In 2017, April Fools’ Day became a sort of publicity stunt for tech companies such as Google, T-Mobile, Chegg, and even Japanese automaker Honda. Here are some of the highlights of their pranks:


Google Maps


Users of mobile devices powered by the Android operating system got a pleasant surprise when their Google Maps app received an unusual update. Clicking on a pink icon took users to random locations around the world that were taken over by Ms. Pac Man.




The venerable Japanese automobile brand got in the spirit of April Fools’ Day with a fake YouTube brochure for its new line of steering wheels equipped with Honda Horn Emoji buttons, which ostensible play a horn melody based on the particular mood of drivers.




This online education company, which specializes in textbooks and internet course materials, offered a new energy drink for stressed out college students forced to cram for midterm and final exams. The caffeine-loaded Chegg energy drink would give students the ability to stay up for three days and write a thesis.




This website is known for its online repair manuals and do-it-yourself tool kits for repairing just about everything. Just before April Fools’ Day, iFixIt announced a Micro Tech Toolkit small enough for ants to repair their colonies.

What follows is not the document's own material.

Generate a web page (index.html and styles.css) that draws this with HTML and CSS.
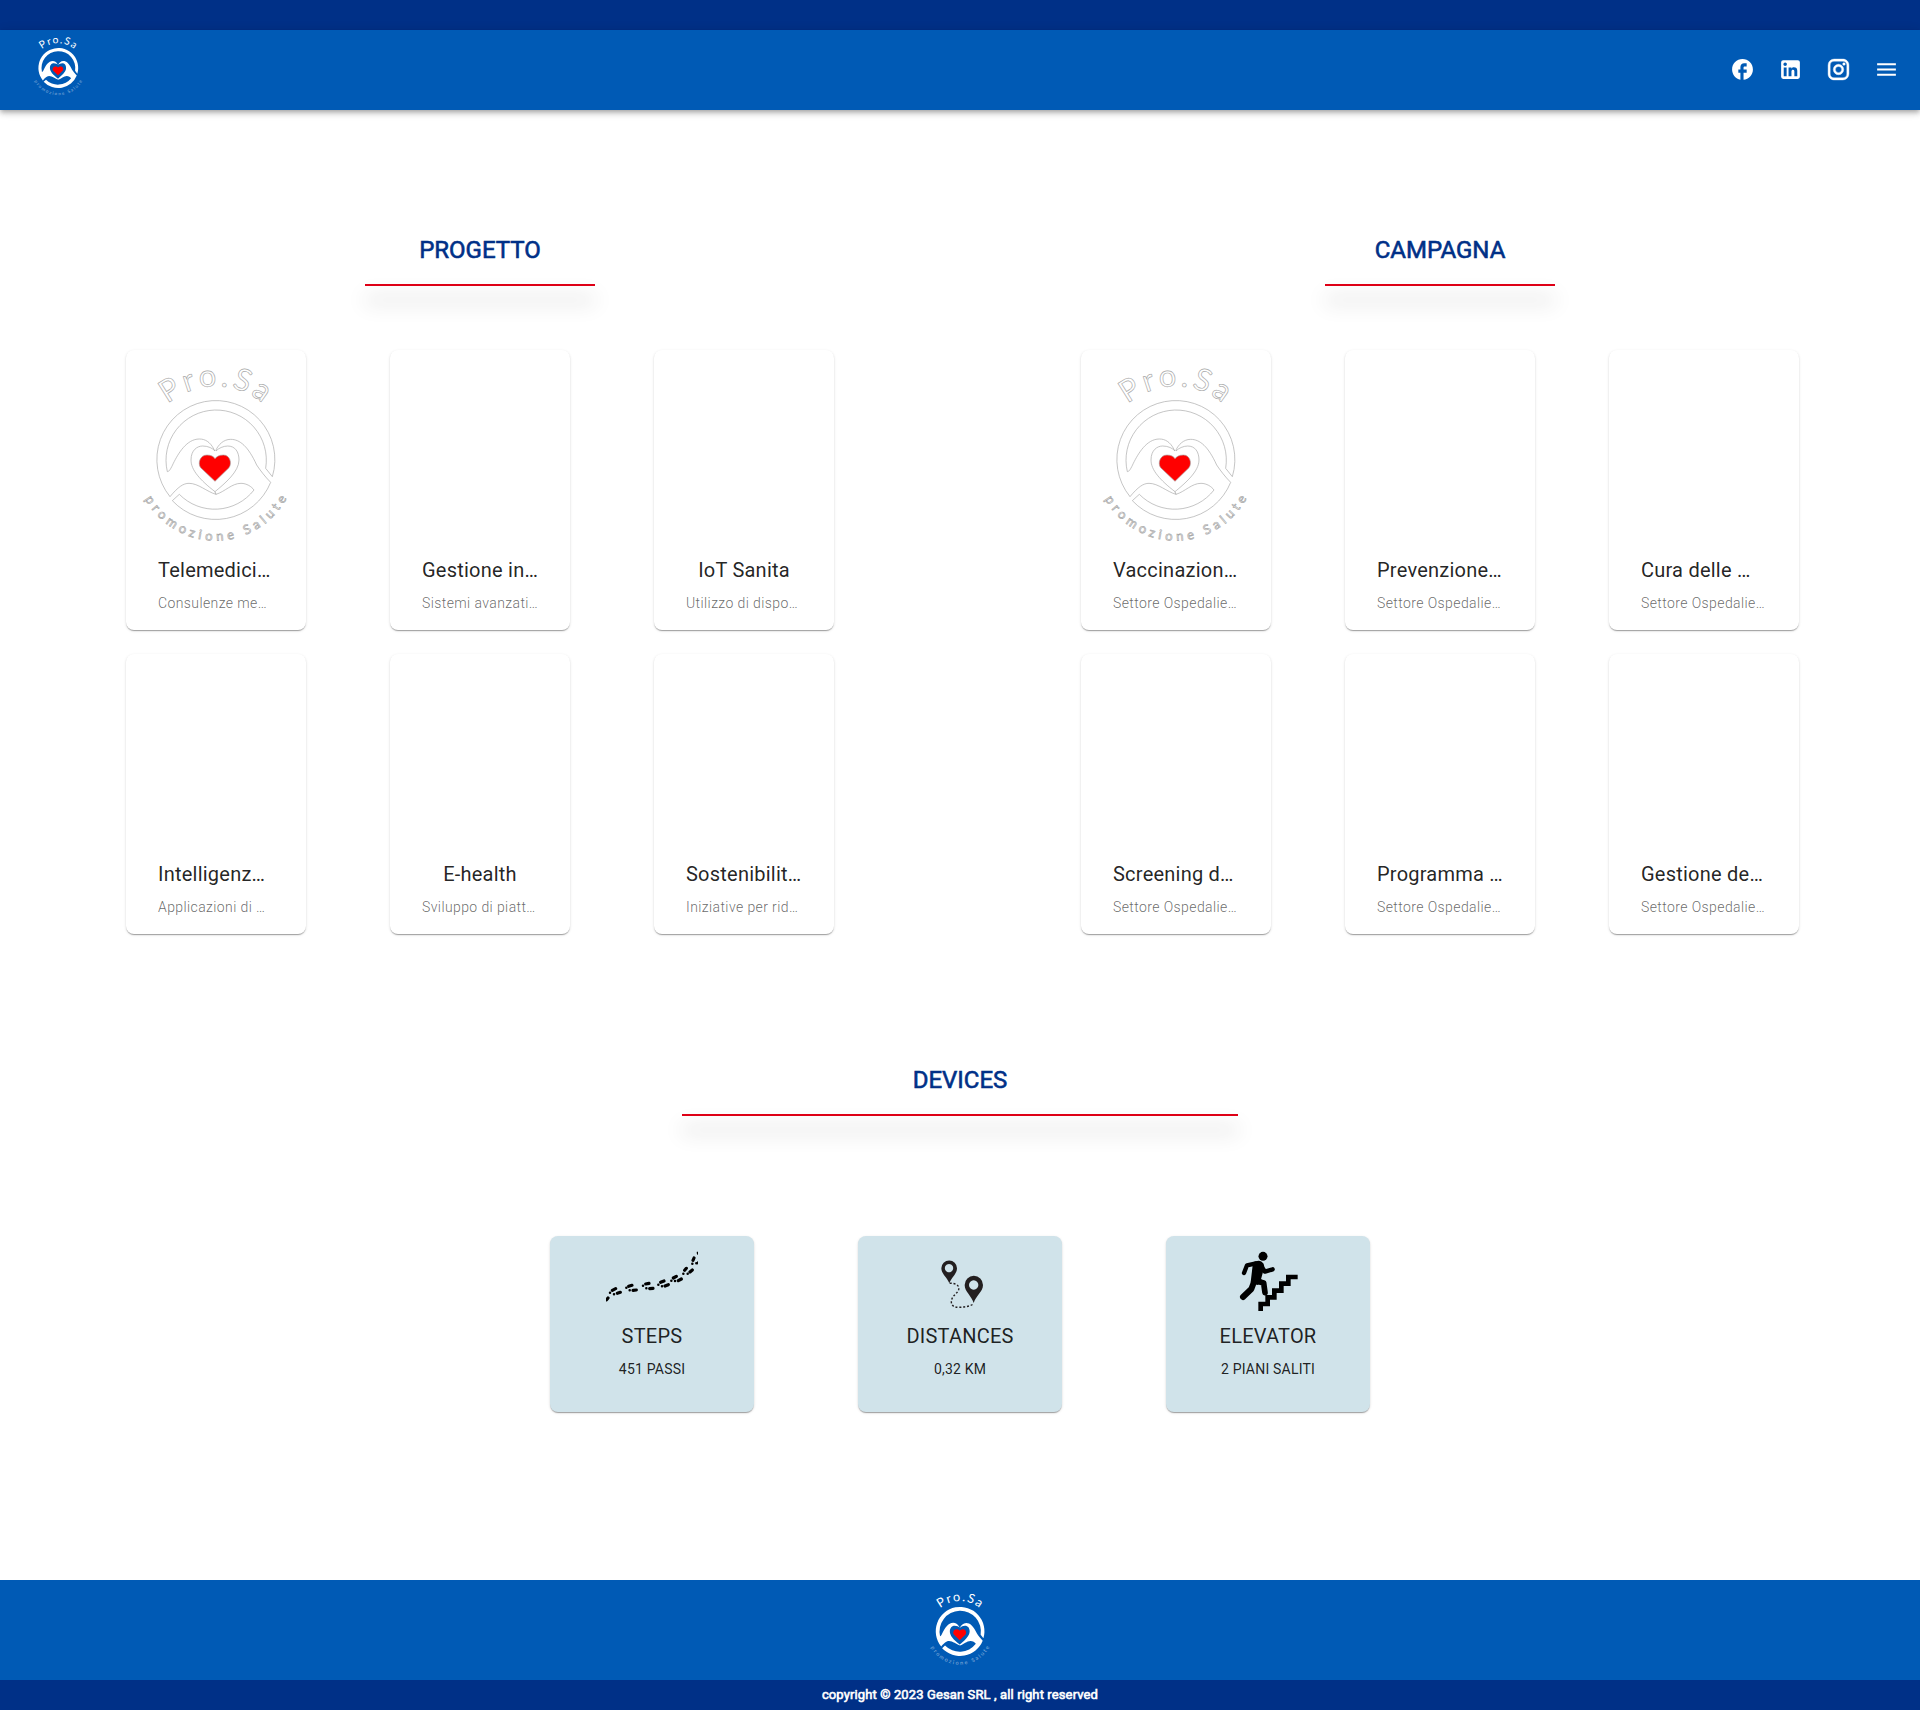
FILE: index.html
```html
<!DOCTYPE html>
<html lang="it">
<head>
<meta charset="utf-8">
<title>Pro.Sa</title>
<link rel="stylesheet" href="styles.css">
</head>
<body>
<svg class="defs" width="0" height="0" aria-hidden="true">
  <defs>
    <path id="arc-top" d="M96 360A221 221 0 0 1 538 360"/>
    <path id="arc-bottom" d="M75 360A242 242 0 0 0 559 360"/>
    <symbol id="logo" viewBox="48 30 540 600" overflow="visible">
      <path class="mark" d="M487 410A177 177 0 1 0 180 470C205 440 220 430 237 430C265 430 290 455 318 463L315 455C270 420 243 390 243 360C243 330 262 318 278 318C295 318 308 325 315 333L312 328C300 305 285 297 268 297C230 297 205 340 190 370C183 385 178 395 172 395A150.500 150.500 0 1 1 467 385Z"/>
      <path class="mark" d="M318 463C345 455 365 430 393 430C410 430 425 440 432 450A149 149 0 0 1 208 463L187 482A178 178 0 0 0 482 427C465 410 450 390 440 375C415 320 390 298 362 298C340 298 325 315 318 330L318 333C325 325 340 318 353 318C375 318 387 335 387 360C387 395 345 430 315 455Z"/>
      <path fill="#f00" d="M315 424L272 383C262 370 270 345 291 345C303 345 312 350 315 356C319 350 328 345 340 345C360 345 367 370 357 383Z"/>
      <text class="mark name"><textPath href="#arc-top" startOffset="50.500%">Pro.Sa</textPath></text>
      <text class="mark motto"><textPath href="#arc-bottom" startOffset="51%">promozione Salute</textPath></text>
    </symbol>
  </defs>
</svg>

<div class="topbar"></div>
<header class="header">
  <svg class="logo logo-header"><use href="#logo"/></svg>
  <nav class="social">
    <svg viewBox="0 0 24 24"><path d="M22 12c0-5.52-4.48-10-10-10S2 6.48 2 12c0 4.84 3.44 8.87 8 9.8V15H8v-3h2V9.5C10 7.57 11.57 6 13.5 6H16v3h-2c-.55 0-1 .45-1 1v2h3v3h-3v6.95c5.05-.5 9-4.76 9-9.95z"/></svg>
    <svg viewBox="0 0 24 24"><path d="M19 3a2 2 0 0 1 2 2v14a2 2 0 0 1-2 2H5a2 2 0 0 1-2-2V5a2 2 0 0 1 2-2h14m-.5 15.5v-5.3a3.26 3.26 0 0 0-3.26-3.26c-.85 0-1.84.52-2.32 1.3v-1.11h-2.79v8.37h2.79v-4.93c0-.77.62-1.4 1.39-1.4a1.4 1.4 0 0 1 1.4 1.4v4.93h2.79M6.88 8.56a1.68 1.68 0 0 0 1.68-1.68c0-.93-.75-1.69-1.68-1.69a1.69 1.69 0 0 0-1.69 1.69c0 .93.76 1.68 1.69 1.68m1.39 9.94v-8.37H5.5v8.37h2.77z"/></svg>
    <svg class="instagram" viewBox="0 0 24 24"><path d="M7.8 2h8.4C19.4 2 22 4.6 22 7.8v8.4a5.8 5.8 0 0 1-5.8 5.8H7.8C4.6 22 2 19.4 2 16.2V7.8A5.8 5.8 0 0 1 7.8 2m-.2 2A3.6 3.6 0 0 0 4 7.6v8.8C4 18.39 5.61 20 7.6 20h8.8a3.6 3.6 0 0 0 3.6-3.6V7.6C20 5.61 18.39 4 16.4 4H7.6m9.65 1.5a1.25 1.25 0 0 1 1.25 1.25A1.25 1.25 0 0 1 17.25 8 1.25 1.25 0 0 1 16 6.75a1.25 1.25 0 0 1 1.25-1.25M12 7a5 5 0 0 1 5 5 5 5 0 0 1-5 5 5 5 0 0 1-5-5 5 5 0 0 1 5-5m0 2a3 3 0 0 0-3 3 3 3 0 0 0 3 3 3 3 0 0 0 3-3 3 3 0 0 0-3-3z"/></svg>
    <svg viewBox="0 0 24 24"><path d="M3 18h18v-2H3v2zm0-5h18v-2H3v2zm0-7v2h18V6H3z"/></svg>
  </nav>
</header>

<main>
  <div class="columns">
    <section class="column">
      <h2 class="heading">PROGETTO</h2>
      <div class="cards">
        <article class="card"><div class="media"><svg class="logo logo-card"><use href="#logo"/></svg></div><h3>Telemedici…</h3><p>Consulenze me…</p></article>
        <article class="card"><div class="media"></div><h3>Gestione in…</h3><p>Sistemi avanzati…</p></article>
        <article class="card"><div class="media"></div><h3 class="short">IoT Sanita</h3><p>Utilizzo di dispo…</p></article>
        <article class="card"><div class="media"></div><h3>Intelligenz…</h3><p>Applicazioni di …</p></article>
        <article class="card"><div class="media"></div><h3 class="short">E-health</h3><p>Sviluppo di piatt…</p></article>
        <article class="card"><div class="media"></div><h3>Sostenibilit…</h3><p>Iniziative per rid…</p></article>
      </div>
    </section>
    <section class="column wide">
      <h2 class="heading">CAMPAGNA</h2>
      <div class="cards">
        <article class="card"><div class="media"><svg class="logo logo-card"><use href="#logo"/></svg></div><h3>Vaccinazion…</h3><p>Settore Ospedalie…</p></article>
        <article class="card"><div class="media"></div><h3>Prevenzione…</h3><p>Settore Ospedalie…</p></article>
        <article class="card"><div class="media"></div><h3>Cura delle …</h3><p>Settore Ospedalie…</p></article>
        <article class="card"><div class="media"></div><h3>Screening d…</h3><p>Settore Ospedalie…</p></article>
        <article class="card"><div class="media"></div><h3>Programma …</h3><p>Settore Ospedalie…</p></article>
        <article class="card"><div class="media"></div><h3>Gestione de…</h3><p>Settore Ospedalie…</p></article>
      </div>
    </section>
  </div>

  <section class="devices">
    <h2 class="heading heading-wide">DEVICES</h2>
    <div class="device-list">
      <article class="device">
        <svg class="device-icon" viewBox="30 33 612 240">
          <svg x="198" y="80" width="276" height="150" viewBox="198 80 276 150">
            <g class="soles">
              <path d="M199 225l5-6M217 196l10-5M232 205l9-3M266 184l10-3M279 196l10-1M317 177l10-2M329 191l10-1M362 172l10-4M375 183l10-4M400 159l9-5M415 167l9-5M434 136l5-6M450 141l7-6M459 106l3-7M475 85v-4M475 114l3-4"/>
            </g>
            <g class="heels">
              <path d="M210 203h.1M222 208h.1M259 188h.1M269 196h.1M309 182h.1M319 190h.1M355 179h.1M366 184h.1M394 167h.1M405 168h.1M430 146h.1M443 146h.1M457 116h.1M469 115h.1"/>
            </g>
          </svg>
        </svg>
        <h3>STEPS</h3><p>451 PASSI</p>
      </article>
      <article class="device">
        <svg class="device-icon" viewBox="24 33 612 240">
          <path fill="#231f20" fill-rule="evenodd" d="M298 175C292 158 274 146 274 130a23.500 23.500 0 0 1 47 0C321 146 304 158 298 175zM297 117a12.500 12.500 0 1 0 .1 0z"/>
          <path fill="#231f20" fill-rule="evenodd" d="M371 234C365 213 344 200 344 180a27.500 27.500 0 0 1 55 0C399 200 377 213 371 234zM371 166a14 14 0 1 0 .1 0z"/>
          <path fill="none" stroke="#231f20" stroke-width="4.200" stroke-dasharray="6 5.500" d="M299 175C315 174 329 180 326 194C322 206 305 212 304 230C304 243 313 247 327 247C348 246 365 243 371 235"/>
        </svg>
        <h3>DISTANCES</h3><p>0,32 KM</p>
      </article>
      <article class="device">
        <svg class="device-icon" viewBox="48 33 612 240">
          <circle cx="339" cy="94" r="13.500"/>
          <g fill="none" stroke="#000" stroke-linecap="round" stroke-linejoin="round">
            <path stroke-width="13" d="M318 115L291 121L282 144M332 121L345 140L368 133"/>
            <path stroke-width="18" d="M313 168L304 192L279 216"/>
            <path stroke-width="17" d="M318 168L341 174L345 203"/>
          </g>
          <path d="M309 112Q325 104 335 110Q345 116 342 130L333 163L344 168L322 180L302 172Z"/>
          <path fill="none" stroke="#000" stroke-width="14" d="M332 258V237H353V217H373V197H394V176H415V156H443"/>
        </svg>
        <h3>ELEVATOR</h3><p>2 PIANI SALITI</p>
      </article>
    </div>
  </section>
</main>

<footer>
  <div class="footer-main"><svg class="logo logo-footer"><use href="#logo"/></svg></div>
  <div class="copyright">copyright © 2023 Gesan SRL , all right reserved</div>
</footer>
</body>
</html>
```
FILE: styles.css
```css
* { box-sizing: border-box; }
body {
  margin: 0;
  min-height: 1710px;
  display: flex;
  flex-direction: column;
  background: #fff;
  color: rgba(0, 0, 0, .87);
  font-family: Roboto, "Liberation Sans", sans-serif;
}
h2, h3, p { margin: 0; font-weight: 400; }
svg { display: block; flex: none; }
.defs { position: absolute; }

.topbar { height: 30px; background: #003087; }
.header {
  height: 80px;
  padding: 0 21px 0 28px;
  display: flex;
  justify-content: space-between;
  align-items: center;
  background: #005ab5;
  box-shadow: 0 2px 4px -1px rgba(0,0,0,.2), 0 4px 5px rgba(0,0,0,.14), 0 1px 10px rgba(0,0,0,.12);
}
.social { display: flex; gap: 23px; margin-bottom: 1px; }
.social svg { width: 25px; height: 25px; fill: #fff; }
.social .instagram { stroke: #fff; stroke-width: .4px; }

.logo { overflow: visible; color: #fff; }
.logo-header { width: 60.700px; height: 67.400px; margin-bottom: 10px; }
.logo-footer { width: 74.300px; height: 82.600px; }
.logo-card { width: 180px; height: 200px; }
.mark { fill: #fff; }
.name, .motto { font-family: Lato, sans-serif; text-anchor: middle; }
.name { font-size: 92px; letter-spacing: 11px; }
.motto { font-size: 39px; letter-spacing: 12.500px; }
.logo-header, .logo-footer { --motto: .5; }
.motto { opacity: var(--motto, 1); }
.logo-card { stroke: #a8a8a8; stroke-width: 2px; }

.columns { display: grid; grid-template-columns: 1fr 1fr; padding-top: 120px; }
.column { display: flex; flex-direction: column; align-items: center; }
.heading {
  width: 230px;
  height: 56px;
  padding-top: 5px;
  color: #003087;
  font-size: 24px;
  line-height: 30px;
  text-align: center;
  -webkit-text-stroke: .6px #003087;
}
.heading::after {
  content: "";
  display: block;
  height: 2px;
  margin-top: 19px;
  background: #de0016;
  box-shadow: 0 15px 20px rgba(0,0,0,.45);
}
.heading-wide { width: 556px; }

.cards {
  width: 792px;
  margin-top: 64px;
  display: grid;
  grid-template-columns: repeat(3, 264px);
  justify-items: center;
  row-gap: 24px;
}
.card, .device {
  border-radius: 8px;
  box-shadow: 0 2px 1px -1px rgba(0,0,0,.2), 0 1px 1px rgba(0,0,0,.14), 0 1px 3px rgba(0,0,0,.12);
}
.card { width: 180px; height: 280px; background: #fff; }
.wide .card { width: 190px; }
.media { height: 200px; display: flex; justify-content: center; }
h3, p { white-space: nowrap; }
h3 { font-size: 20px; line-height: 32px; letter-spacing: .23px; }
p { font-size: 14px; line-height: 20px; letter-spacing: .2px; }
.card h3 { margin: 4px 32px 7px; }
.card .short { text-align: center; }
.card p { margin: 0 32px; color: rgba(0,0,0,.6); font-weight: 300; letter-spacing: .4px; }

.devices { padding-top: 126px; display: flex; flex-direction: column; align-items: center; }
.device-list { display: flex; gap: 104px; margin-top: 120px; }
.device { width: 204px; height: 176px; background: #d0e3ea; text-align: center; }
.device-icon { width: 204px; height: 80px; }
.device h3 { margin: 4px 0 7px; }
.soles, .heels { stroke: #000; stroke-linecap: round; fill: none; }
.soles { stroke-width: 9.500px; }
.heels { stroke-width: 7.500px; }

footer { margin-top: auto; }
.footer-main { height: 100px; display: flex; justify-content: center; padding-top: 6px; background: #005ab5; }
.copyright {
  height: 30px;
  background: #003087;
  color: #fff;
  font-size: 13px;
  line-height: 30px;
  letter-spacing: .12px;
  text-align: center;
  -webkit-text-stroke: .6px #fff;
}
```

In this era of smart wearable devices, wireless carries T-Mobile has outdone the competition with the ultimate wearable, the ONEsie. As its name and YouTube video implied, the ONEsie is a one-piece pink coverall that turns T-Mobile customers into human Wi-Fi hotspots and provides what the company cleverly describes as “complete coverage.”


Google Gnome


A smart home device for backyards? Google has the Internet of Things covered with Google Gnome, a snarky take on its Google Home IoT hub. Essentially, this smart speaker is shaped as a garden gnome and is powered by the Google Assistant.